- **Work to be completed**
Pick out the lines below with "React" and list them.
•••
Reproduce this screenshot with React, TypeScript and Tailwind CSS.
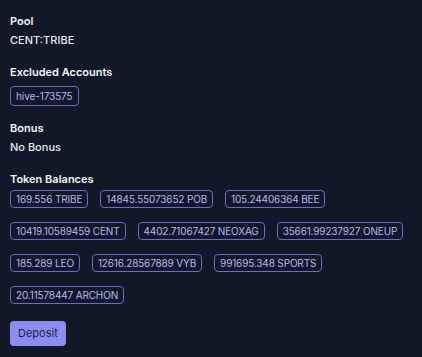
import React from 'react';

const balances = [
  '169.556 TRIBE',
  '14845.55073652 POB',
  '105.24406364 BEE',
  '10419.10589459 CENT',
  '4402.71067427 NEOXAG',
  '35661.99237927 ONEUP',
  '185.289 LEO',
  '12616.28567889 VYB',
  '991695.348 SPORTS',
  '20.11578447 ARCHON',
];

function Field({ label, children }: { label: string; children: React.ReactNode }) {
  return (
    <div>
      <div className="text-[11px] leading-[19px] font-semibold text-gray-100">{label}</div>
      {children}
    </div>
  );
}

export default function App() {
  return (
    <div
      className="min-h-[357px] w-[422px] bg-[#111827] px-[10px] pt-[12px] text-gray-100"
      style={{ fontFamily: 'Inter, "Noto Sans", sans-serif' }}
    >
      <div className="flex flex-col gap-[13px]">
        <Field label="Pool">
          <div className="text-[11px] leading-[19px] font-medium text-gray-200">CENT:TRIBE</div>
        </Field>

        <Field label="Excluded Accounts">
          <span className="mt-[1px] inline-block rounded-[4px] border border-[#6b6fc4] px-[5px] text-[10px] leading-[18px] tracking-[-0.1px] text-[#b4b9f2]">
            hive-173575
          </span>
        </Field>

        <Field label="Bonus">
          <div className="text-[11px] leading-[19px] font-medium text-gray-200">No Bonus</div>
        </Field>

        <Field label="Token Balances">
          <div className="mt-[1px] flex flex-wrap gap-x-[12px] gap-y-[14px]">
            {balances.map((b) => (
              <span
                key={b}
                className="rounded-[4px] border border-[#6b6fc4] px-[5px] text-[10px] leading-[16px] tracking-[-0.15px] text-[#b4b9f2]"
              >
                {b}
              </span>
            ))}
          </div>
        </Field>
      </div>

      <button className="mt-[17px] h-[25px] rounded-[4px] bg-[#8b8ef0] px-[8px] text-[11px] text-[#1e1b4b]">
        Deposit
      </button>
    </div>
  );
}
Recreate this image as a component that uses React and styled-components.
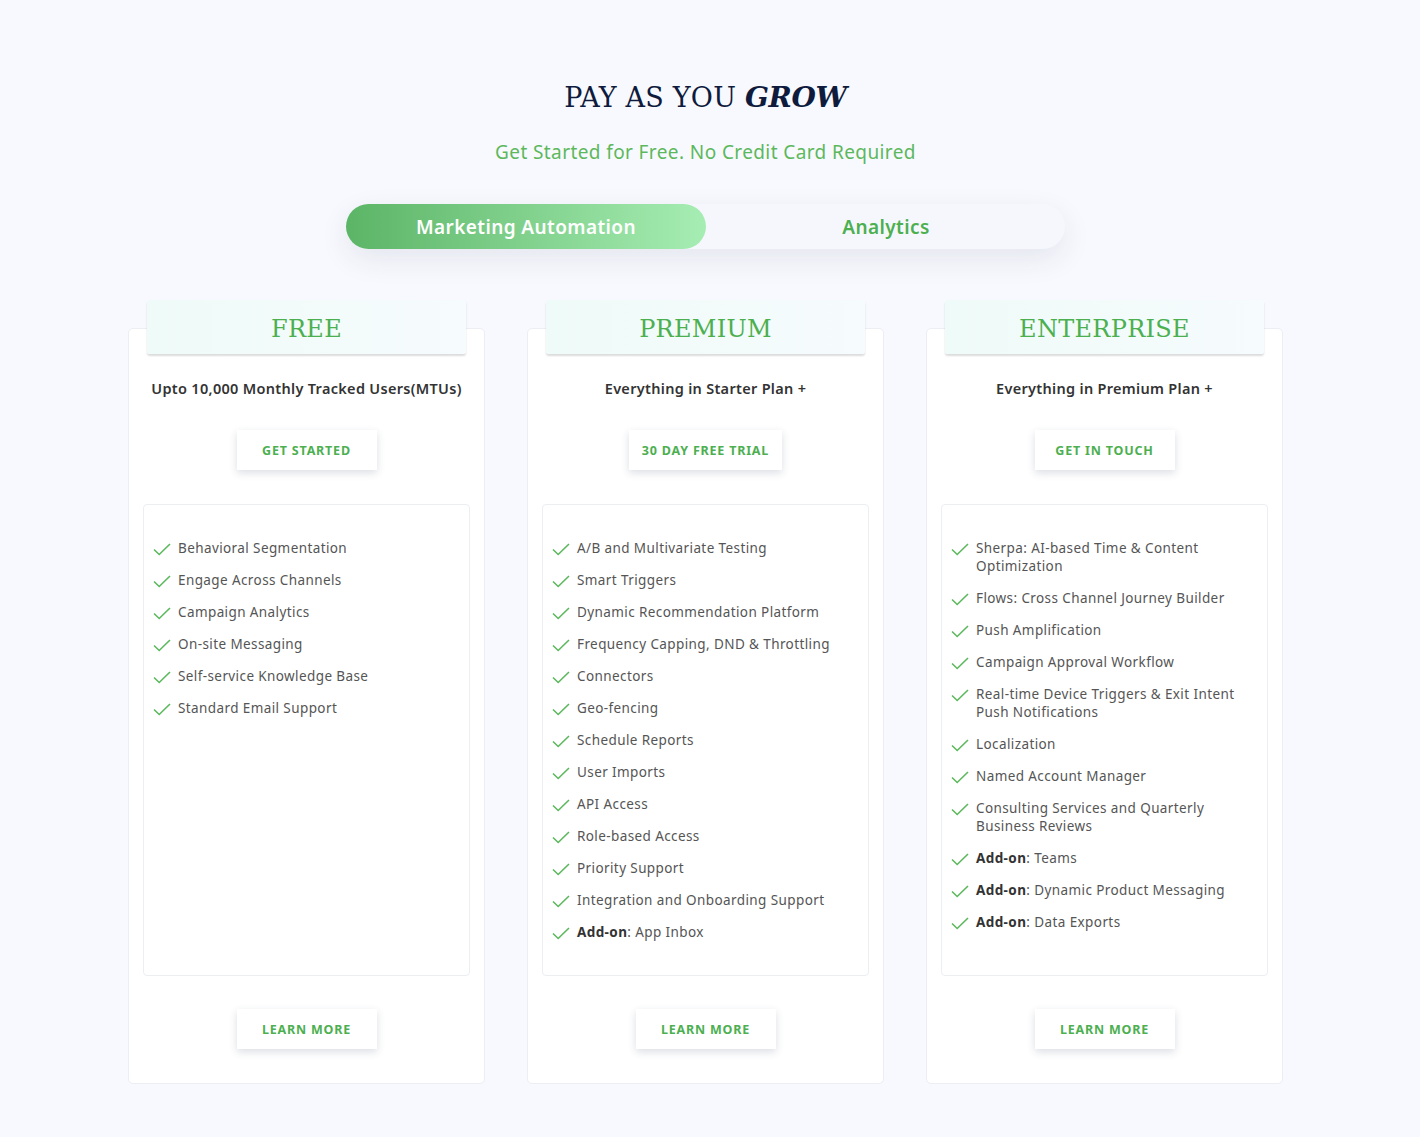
import React, { useState } from "react";
import styled, { createGlobalStyle } from "styled-components";

const GlobalStyle = createGlobalStyle`
  body {
    margin: 0;
    background: #f8f9fe;
    font-family: "Noto Sans", "Open Sans", sans-serif;
  }
`;

const plans = [
  {
    name: "FREE",
    summary: "Upto 10,000 Monthly Tracked Users(MTUs)",
    cta: "GET STARTED",
    features: [
      "Behavioral Segmentation",
      "Engage Across Channels",
      "Campaign Analytics",
      "On-site Messaging",
      "Self-service Knowledge Base",
      "Standard Email Support",
    ],
  },
  {
    name: "PREMIUM",
    summary: "Everything in Starter Plan +",
    cta: "30 DAY FREE TRIAL",
    features: [
      "A/B and Multivariate Testing",
      "Smart Triggers",
      "Dynamic Recommendation Platform",
      "Frequency Capping, DND & Throttling",
      "Connectors",
      "Geo-fencing",
      "Schedule Reports",
      "User Imports",
      "API Access",
      "Role-based Access",
      "Priority Support",
      "Integration and Onboarding Support",
      { addon: "App Inbox" },
    ],
  },
  {
    name: "ENTERPRISE",
    summary: "Everything in Premium Plan +",
    cta: "GET IN TOUCH",
    features: [
      "Sherpa: AI-based Time & Content Optimization",
      "Flows: Cross Channel Journey Builder",
      "Push Amplification",
      "Campaign Approval Workflow",
      "Real-time Device Triggers & Exit Intent Push Notifications",
      "Localization",
      "Named Account Manager",
      "Consulting Services and Quarterly Business Reviews",
      { addon: "Teams" },
      { addon: "Dynamic Product Messaging" },
      { addon: "Data Exports" },
    ],
  },
];

const Check = () => (
  <svg width="18" height="13" viewBox="0 0 18 13" fill="none">
    <path d="M1 6.5 L6.2 11.5 L17 1" stroke="#5cb85c" strokeWidth="1.6" />
  </svg>
);

const App = () => {
  const [tab, setTab] = useState("marketing");

  return (
    <Page>
      <GlobalStyle />
      <Title>
        PAY AS YOU <em>GROW</em>
      </Title>
      <Subtitle>Get Started for Free. No Credit Card Required</Subtitle>
      <Toggle>
        <ToggleButton $active={tab === "marketing"} onClick={() => setTab("marketing")}>
          Marketing Automation
        </ToggleButton>
        <ToggleButton $active={tab === "analytics"} onClick={() => setTab("analytics")}>
          Analytics
        </ToggleButton>
      </Toggle>
      <Grid>
        {plans.map((plan) => (
          <Card key={plan.name}>
            <PlanTab>{plan.name}</PlanTab>
            <Summary>{plan.summary}</Summary>
            <Action $top={32}>{plan.cta}</Action>
            <FeatureBox>
              {plan.features.map((f, i) => (
                <Feature key={i}>
                  <Check />
                  {typeof f === "string" ? (
                    <span>{f}</span>
                  ) : (
                    <span>
                      <b>Add-on</b>: {f.addon}
                    </span>
                  )}
                </Feature>
              ))}
            </FeatureBox>
            <Action $top={0}>LEARN MORE</Action>
          </Card>
        ))}
      </Grid>
    </Page>
  );
};

const Page = styled.div`
  padding: 78px 9px 52px 0;
  display: flex;
  flex-direction: column;
  align-items: center;
`;

const Title = styled.h1`
  margin: 0;
  font-family: "DejaVu Serif", "Liberation Serif", serif;
  font-weight: 400;
  font-size: 27px;
  line-height: 40px;
  color: #0f1b3d;
  letter-spacing: 0.2px;

  em {
    font-weight: 700;
    font-style: italic;
    font-size: 28px;
    letter-spacing: -0.3px;
  }
`;

const Subtitle = styled.p`
  margin: 22px 0 0;
  font-size: 19px;
  line-height: 24px;
  color: #5cb85c;
  font-weight: 400;
  letter-spacing: 0.4px;
`;

const Toggle = styled.div`
  margin-top: 40px;
  width: 719px;
  height: 45px;
  border-radius: 23px;
  background: #f6f7fd;
  display: flex;
  box-shadow: 0 10px 30px rgba(30, 40, 80, 0.09);
`;

const ToggleButton = styled.button`
  flex: 0 0 360px;
  border: none;
  border-radius: 23px;
  font-family: inherit;
  font-size: 19px;
  font-weight: 600;
  letter-spacing: 0.4px;
  cursor: pointer;
  color: ${(p) => (p.$active ? "#fff" : "#4caf50")};
  background: ${(p) =>
    p.$active ? "linear-gradient(90deg, #5cb567 0%, #a6edb3 100%)" : "transparent"};
`;

const Grid = styled.div`
  margin-top: 79px;
  display: grid;
  grid-template-columns: repeat(3, 357px);
  column-gap: 42px;
`;

const Card = styled.div`
  background: #fff;
  border: 1px solid #eceef4;
  border-radius: 5px;
  padding: 0 14px 34px;
  display: flex;
  flex-direction: column;
  align-items: center;
`;

const PlanTab = styled.div`
  align-self: stretch;
  margin: -29px 4px 0;
  height: 54px;
  padding-top: 3px;
  box-sizing: border-box;
  border-radius: 3px;
  background: linear-gradient(90deg, #effbf8 0%, #f6fbfd 100%);
  box-shadow: 0 2px 2px rgba(0, 0, 0, 0.14);
  display: flex;
  align-items: center;
  justify-content: center;
  font-family: "DejaVu Serif", "Liberation Serif", serif;
  font-size: 24px;
  color: #4caf50;
  letter-spacing: 0.3px;
`;

const Summary = styled.div`
  margin-top: 24px;
  font-size: 14.5px;
  line-height: 20px;
  font-weight: 600;
  color: #333;
  letter-spacing: 0.3px;
`;

const Action = styled.button`
  margin-top: ${(p) => p.$top}px;
  min-width: 140px;
  height: 40px;
  padding: 0 13px;
  border: none;
  background: #fff;
  box-shadow: 0 3px 8px rgba(40, 50, 90, 0.16);
  font-family: inherit;
  font-size: 12.5px;
  font-weight: 700;
  letter-spacing: 0.8px;
  color: #4caf50;
  cursor: pointer;
`;

const FeatureBox = styled.ul`
  align-self: stretch;
  flex: 1;
  list-style: none;
  margin: 34px 0 33px;
  padding: 34px 20px 34px 9px;
  border: 1px solid #eceef2;
  border-radius: 4px;
  display: flex;
  flex-direction: column;
  gap: 14px;
`;

const Feature = styled.li`
  display: flex;
  align-items: flex-start;
  gap: 7px;
  font-size: 13.5px;
  line-height: 18px;
  color: #555;
  letter-spacing: 0.4px;

  svg {
    flex-shrink: 0;
    margin-top: 4px;
  }

  b {
    font-weight: 700;
    color: #333;
  }
`;

export default App;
•••
- **Solution to this problem**
Reproduce this screenshot with React, TypeScript and Tailwind CSS.
import React from 'react';
function Field({ label, children }: { label: string; children: React.ReactNode }) {
Recreate this image as a component that uses React and styled-components.
import React, { useState } from "react";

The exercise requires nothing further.